## WHAT YOU NEED TO DO
Search the material for "page" and show all lines that contain it.

## GIVEN DATA

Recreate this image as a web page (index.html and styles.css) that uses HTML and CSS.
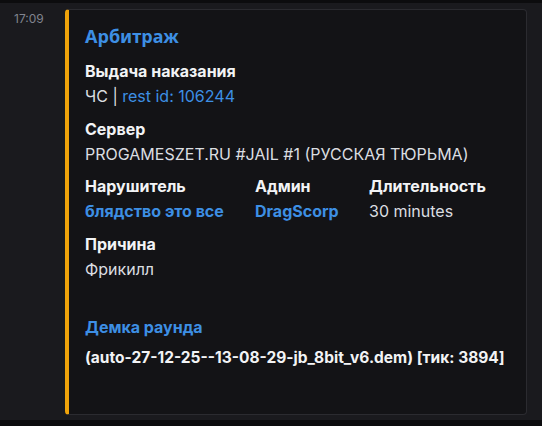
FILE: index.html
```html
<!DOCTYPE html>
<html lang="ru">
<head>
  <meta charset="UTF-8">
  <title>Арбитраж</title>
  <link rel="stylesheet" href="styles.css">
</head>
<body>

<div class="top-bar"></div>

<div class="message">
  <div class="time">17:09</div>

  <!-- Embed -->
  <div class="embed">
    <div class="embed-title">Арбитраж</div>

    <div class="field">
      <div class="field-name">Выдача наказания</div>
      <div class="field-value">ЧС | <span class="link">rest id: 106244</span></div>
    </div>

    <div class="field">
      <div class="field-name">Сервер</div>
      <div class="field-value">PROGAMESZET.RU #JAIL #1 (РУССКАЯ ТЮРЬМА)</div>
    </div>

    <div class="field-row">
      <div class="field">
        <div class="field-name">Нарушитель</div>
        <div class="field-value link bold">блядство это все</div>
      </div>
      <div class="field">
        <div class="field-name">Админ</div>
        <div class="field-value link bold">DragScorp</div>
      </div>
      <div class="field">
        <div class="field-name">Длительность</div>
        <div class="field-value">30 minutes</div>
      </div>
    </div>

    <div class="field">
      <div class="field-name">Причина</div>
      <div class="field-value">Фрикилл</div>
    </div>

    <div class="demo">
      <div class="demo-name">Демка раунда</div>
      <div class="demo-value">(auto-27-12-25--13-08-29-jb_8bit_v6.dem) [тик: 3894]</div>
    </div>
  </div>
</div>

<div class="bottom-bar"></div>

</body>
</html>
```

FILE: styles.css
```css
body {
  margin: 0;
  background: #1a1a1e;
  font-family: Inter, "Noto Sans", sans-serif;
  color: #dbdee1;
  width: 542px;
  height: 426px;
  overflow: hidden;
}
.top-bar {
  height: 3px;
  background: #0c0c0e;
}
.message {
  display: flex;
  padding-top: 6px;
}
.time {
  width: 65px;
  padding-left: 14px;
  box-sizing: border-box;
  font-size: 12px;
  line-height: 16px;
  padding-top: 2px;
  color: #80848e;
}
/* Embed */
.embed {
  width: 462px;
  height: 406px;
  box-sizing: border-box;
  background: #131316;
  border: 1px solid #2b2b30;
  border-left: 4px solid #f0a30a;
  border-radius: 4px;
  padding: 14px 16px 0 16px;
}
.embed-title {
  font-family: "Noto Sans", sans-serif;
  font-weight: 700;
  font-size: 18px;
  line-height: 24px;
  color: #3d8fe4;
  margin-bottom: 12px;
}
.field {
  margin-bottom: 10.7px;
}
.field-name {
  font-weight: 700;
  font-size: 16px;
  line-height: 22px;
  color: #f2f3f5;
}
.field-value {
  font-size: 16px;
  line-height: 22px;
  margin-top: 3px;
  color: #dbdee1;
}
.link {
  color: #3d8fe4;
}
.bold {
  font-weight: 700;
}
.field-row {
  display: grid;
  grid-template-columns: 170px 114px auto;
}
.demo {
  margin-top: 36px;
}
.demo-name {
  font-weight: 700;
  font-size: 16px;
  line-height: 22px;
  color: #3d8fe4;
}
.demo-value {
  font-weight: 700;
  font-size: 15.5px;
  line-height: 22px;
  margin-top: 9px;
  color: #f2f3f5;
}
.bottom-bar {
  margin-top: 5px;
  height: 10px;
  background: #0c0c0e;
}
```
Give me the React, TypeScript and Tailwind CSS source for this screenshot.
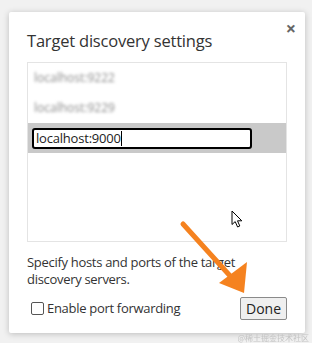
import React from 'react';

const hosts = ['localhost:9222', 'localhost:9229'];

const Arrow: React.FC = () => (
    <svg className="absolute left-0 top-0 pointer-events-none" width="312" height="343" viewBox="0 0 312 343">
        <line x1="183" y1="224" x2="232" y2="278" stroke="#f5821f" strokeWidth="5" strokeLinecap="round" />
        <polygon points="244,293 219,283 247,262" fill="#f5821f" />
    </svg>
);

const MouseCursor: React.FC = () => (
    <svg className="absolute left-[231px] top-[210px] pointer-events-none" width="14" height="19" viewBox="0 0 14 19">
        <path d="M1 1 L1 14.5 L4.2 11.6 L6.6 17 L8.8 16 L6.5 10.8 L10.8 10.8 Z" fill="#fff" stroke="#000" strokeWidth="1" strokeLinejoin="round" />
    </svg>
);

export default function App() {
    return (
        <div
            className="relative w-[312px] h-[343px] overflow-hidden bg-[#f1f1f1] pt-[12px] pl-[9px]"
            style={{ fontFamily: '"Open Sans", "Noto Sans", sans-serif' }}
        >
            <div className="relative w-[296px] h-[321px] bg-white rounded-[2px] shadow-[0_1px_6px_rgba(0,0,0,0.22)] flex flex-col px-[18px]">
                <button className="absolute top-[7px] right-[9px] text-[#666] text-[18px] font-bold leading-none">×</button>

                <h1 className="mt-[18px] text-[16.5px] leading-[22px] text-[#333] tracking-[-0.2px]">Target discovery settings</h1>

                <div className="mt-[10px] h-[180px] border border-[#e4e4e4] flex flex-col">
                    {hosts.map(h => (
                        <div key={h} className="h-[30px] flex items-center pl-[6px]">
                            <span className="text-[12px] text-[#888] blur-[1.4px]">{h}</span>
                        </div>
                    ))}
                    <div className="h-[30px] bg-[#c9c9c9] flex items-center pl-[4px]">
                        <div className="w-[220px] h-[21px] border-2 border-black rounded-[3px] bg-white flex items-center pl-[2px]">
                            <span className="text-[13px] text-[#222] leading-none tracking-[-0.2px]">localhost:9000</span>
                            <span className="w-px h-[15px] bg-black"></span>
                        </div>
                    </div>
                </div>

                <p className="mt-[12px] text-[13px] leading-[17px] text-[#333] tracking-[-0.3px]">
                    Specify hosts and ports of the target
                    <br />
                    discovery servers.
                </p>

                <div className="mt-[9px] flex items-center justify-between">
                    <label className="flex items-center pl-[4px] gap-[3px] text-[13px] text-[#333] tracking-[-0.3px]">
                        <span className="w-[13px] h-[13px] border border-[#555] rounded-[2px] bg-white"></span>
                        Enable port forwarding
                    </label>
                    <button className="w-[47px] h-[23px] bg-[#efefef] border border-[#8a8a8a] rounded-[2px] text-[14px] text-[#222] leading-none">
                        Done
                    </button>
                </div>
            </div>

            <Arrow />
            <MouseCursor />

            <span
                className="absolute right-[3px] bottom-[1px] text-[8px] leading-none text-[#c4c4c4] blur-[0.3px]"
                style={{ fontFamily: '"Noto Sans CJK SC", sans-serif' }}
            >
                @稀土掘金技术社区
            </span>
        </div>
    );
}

==

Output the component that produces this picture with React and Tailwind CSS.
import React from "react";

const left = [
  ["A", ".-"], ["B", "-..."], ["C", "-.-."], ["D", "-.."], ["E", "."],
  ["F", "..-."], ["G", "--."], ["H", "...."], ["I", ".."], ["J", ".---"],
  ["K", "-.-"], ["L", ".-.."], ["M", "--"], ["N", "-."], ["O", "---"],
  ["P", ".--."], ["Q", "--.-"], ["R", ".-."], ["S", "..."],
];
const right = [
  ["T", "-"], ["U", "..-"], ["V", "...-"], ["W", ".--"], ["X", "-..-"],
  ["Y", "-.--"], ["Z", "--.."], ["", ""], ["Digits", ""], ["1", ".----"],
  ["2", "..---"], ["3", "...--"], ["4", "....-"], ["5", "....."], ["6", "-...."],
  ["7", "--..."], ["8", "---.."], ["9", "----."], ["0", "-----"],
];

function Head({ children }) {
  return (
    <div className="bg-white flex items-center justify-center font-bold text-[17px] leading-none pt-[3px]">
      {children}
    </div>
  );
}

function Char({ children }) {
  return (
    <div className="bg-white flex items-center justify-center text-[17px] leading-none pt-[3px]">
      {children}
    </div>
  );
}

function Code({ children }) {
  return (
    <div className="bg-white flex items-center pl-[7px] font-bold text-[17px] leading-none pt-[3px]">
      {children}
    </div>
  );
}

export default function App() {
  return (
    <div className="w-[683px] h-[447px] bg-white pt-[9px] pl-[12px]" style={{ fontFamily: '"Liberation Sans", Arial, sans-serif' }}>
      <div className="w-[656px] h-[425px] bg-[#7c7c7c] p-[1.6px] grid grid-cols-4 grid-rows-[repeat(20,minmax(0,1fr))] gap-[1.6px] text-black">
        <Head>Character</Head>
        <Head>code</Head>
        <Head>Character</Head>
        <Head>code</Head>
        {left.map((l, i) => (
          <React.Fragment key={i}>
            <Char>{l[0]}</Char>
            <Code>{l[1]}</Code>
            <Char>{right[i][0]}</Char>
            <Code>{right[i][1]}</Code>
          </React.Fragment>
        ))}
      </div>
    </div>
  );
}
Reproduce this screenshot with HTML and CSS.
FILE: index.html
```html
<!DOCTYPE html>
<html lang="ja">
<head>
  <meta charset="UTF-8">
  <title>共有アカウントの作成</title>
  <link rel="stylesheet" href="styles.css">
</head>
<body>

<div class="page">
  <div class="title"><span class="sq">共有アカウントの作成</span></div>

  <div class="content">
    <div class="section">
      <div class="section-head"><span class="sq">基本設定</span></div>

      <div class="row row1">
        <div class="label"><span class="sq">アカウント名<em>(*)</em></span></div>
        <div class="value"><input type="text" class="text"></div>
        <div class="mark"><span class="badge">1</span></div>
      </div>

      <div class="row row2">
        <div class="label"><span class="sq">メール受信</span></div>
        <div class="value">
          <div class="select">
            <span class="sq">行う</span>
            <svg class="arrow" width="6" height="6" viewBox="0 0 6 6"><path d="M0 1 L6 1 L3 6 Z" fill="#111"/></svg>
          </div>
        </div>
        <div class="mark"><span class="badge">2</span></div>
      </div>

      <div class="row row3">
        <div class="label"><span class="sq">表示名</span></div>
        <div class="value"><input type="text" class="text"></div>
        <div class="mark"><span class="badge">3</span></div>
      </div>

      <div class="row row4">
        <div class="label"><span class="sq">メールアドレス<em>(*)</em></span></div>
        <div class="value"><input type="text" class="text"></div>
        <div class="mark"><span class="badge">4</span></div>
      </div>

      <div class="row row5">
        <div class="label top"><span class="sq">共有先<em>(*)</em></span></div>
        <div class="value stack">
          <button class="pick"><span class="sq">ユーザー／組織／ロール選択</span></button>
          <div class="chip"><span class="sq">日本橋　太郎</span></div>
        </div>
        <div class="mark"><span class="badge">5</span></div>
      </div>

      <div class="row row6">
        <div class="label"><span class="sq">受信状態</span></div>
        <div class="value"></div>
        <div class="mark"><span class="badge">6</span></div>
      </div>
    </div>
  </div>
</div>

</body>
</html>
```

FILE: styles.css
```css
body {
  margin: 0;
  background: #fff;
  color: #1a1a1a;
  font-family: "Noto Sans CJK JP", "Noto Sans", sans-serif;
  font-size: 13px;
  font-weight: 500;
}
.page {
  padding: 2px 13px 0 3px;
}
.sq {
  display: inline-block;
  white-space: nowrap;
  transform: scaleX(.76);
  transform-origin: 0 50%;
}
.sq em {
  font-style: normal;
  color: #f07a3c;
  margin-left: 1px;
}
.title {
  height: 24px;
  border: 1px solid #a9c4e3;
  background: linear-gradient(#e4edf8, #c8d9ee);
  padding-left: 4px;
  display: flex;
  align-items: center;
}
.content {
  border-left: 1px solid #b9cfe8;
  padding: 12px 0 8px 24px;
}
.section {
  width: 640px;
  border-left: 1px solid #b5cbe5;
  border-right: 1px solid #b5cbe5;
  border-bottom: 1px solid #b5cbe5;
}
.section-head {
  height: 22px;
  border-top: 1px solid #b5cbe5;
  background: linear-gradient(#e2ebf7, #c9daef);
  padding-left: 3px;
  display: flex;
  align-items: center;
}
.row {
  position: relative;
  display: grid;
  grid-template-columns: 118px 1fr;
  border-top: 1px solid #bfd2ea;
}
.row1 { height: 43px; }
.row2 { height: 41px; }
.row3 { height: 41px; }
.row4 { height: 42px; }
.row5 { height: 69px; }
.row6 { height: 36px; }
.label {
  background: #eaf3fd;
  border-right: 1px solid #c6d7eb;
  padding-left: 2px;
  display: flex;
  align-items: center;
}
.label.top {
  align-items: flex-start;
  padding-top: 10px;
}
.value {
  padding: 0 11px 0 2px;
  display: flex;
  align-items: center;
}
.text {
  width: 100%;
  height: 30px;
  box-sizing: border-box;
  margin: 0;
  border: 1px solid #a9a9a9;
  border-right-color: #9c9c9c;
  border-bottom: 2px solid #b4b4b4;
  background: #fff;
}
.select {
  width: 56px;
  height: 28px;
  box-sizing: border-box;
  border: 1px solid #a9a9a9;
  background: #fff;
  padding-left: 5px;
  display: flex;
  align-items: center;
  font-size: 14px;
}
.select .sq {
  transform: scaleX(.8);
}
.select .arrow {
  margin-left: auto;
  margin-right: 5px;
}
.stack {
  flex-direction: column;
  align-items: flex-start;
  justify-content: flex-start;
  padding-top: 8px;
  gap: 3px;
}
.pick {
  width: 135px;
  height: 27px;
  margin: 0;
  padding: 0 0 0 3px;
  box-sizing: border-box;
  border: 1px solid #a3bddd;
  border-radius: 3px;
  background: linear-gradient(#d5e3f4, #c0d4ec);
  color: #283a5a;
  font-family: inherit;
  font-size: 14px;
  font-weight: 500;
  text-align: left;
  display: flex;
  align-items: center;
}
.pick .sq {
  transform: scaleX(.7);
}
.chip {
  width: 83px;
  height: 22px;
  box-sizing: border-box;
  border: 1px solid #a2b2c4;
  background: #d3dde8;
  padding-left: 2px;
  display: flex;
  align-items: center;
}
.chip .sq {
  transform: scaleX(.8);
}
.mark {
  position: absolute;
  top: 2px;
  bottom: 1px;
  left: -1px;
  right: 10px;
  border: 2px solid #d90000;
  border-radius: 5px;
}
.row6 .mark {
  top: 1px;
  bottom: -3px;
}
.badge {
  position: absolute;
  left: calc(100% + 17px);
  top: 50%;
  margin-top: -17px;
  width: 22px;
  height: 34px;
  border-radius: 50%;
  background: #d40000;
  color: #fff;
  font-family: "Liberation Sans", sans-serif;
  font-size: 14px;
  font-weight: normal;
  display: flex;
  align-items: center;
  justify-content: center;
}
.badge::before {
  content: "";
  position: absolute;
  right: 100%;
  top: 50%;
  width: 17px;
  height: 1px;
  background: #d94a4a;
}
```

==

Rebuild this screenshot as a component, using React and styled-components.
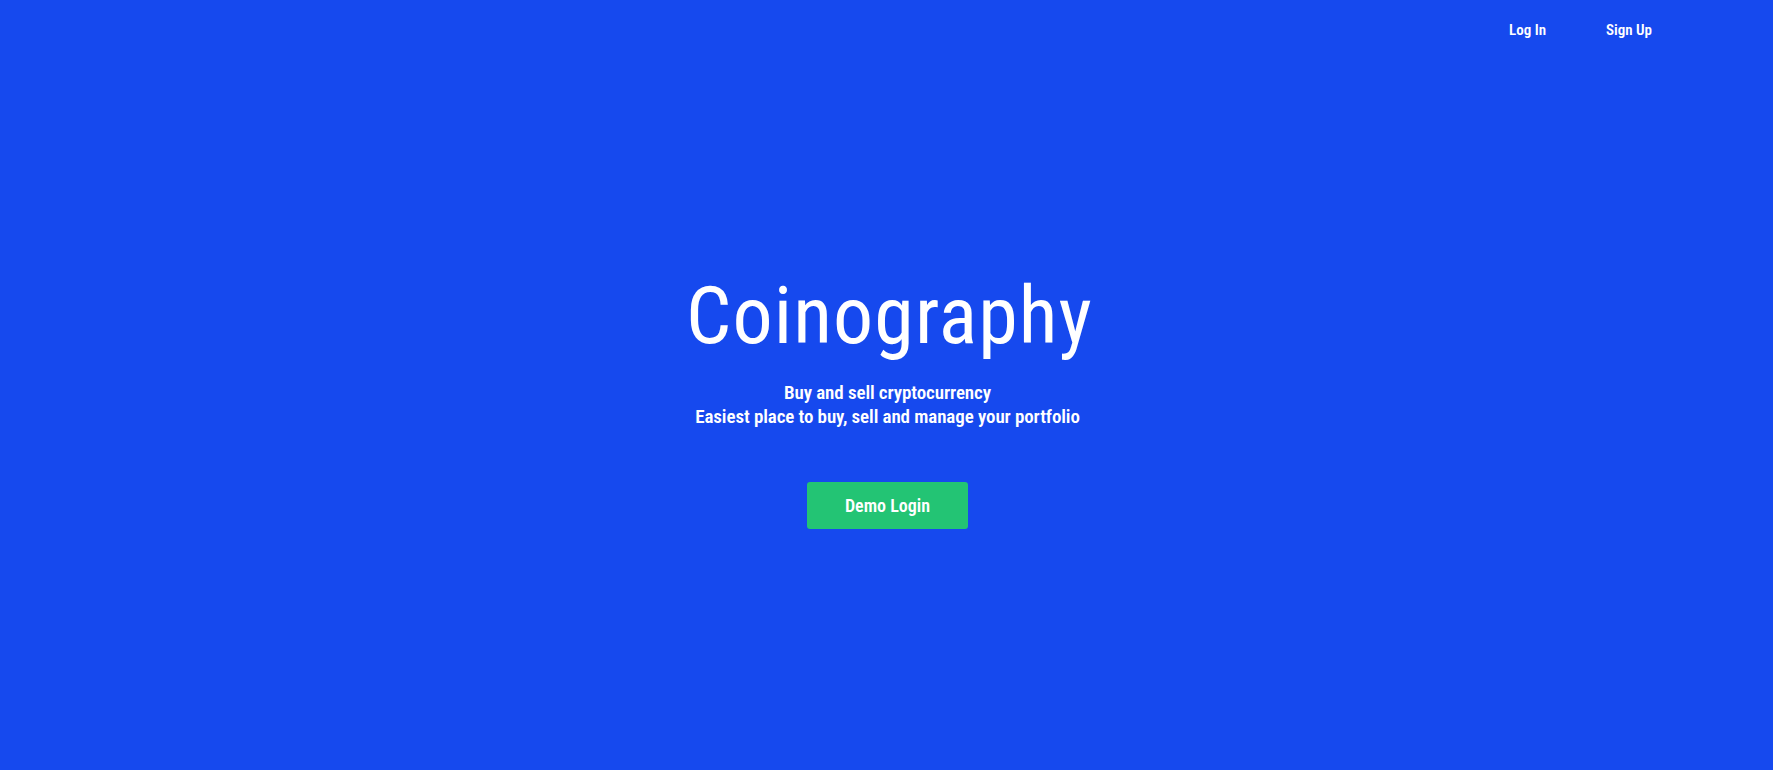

## OUTPUT
Recreate this image as a web page (index.html and styles.css) that uses HTML and CSS.
<div class="page">
.page {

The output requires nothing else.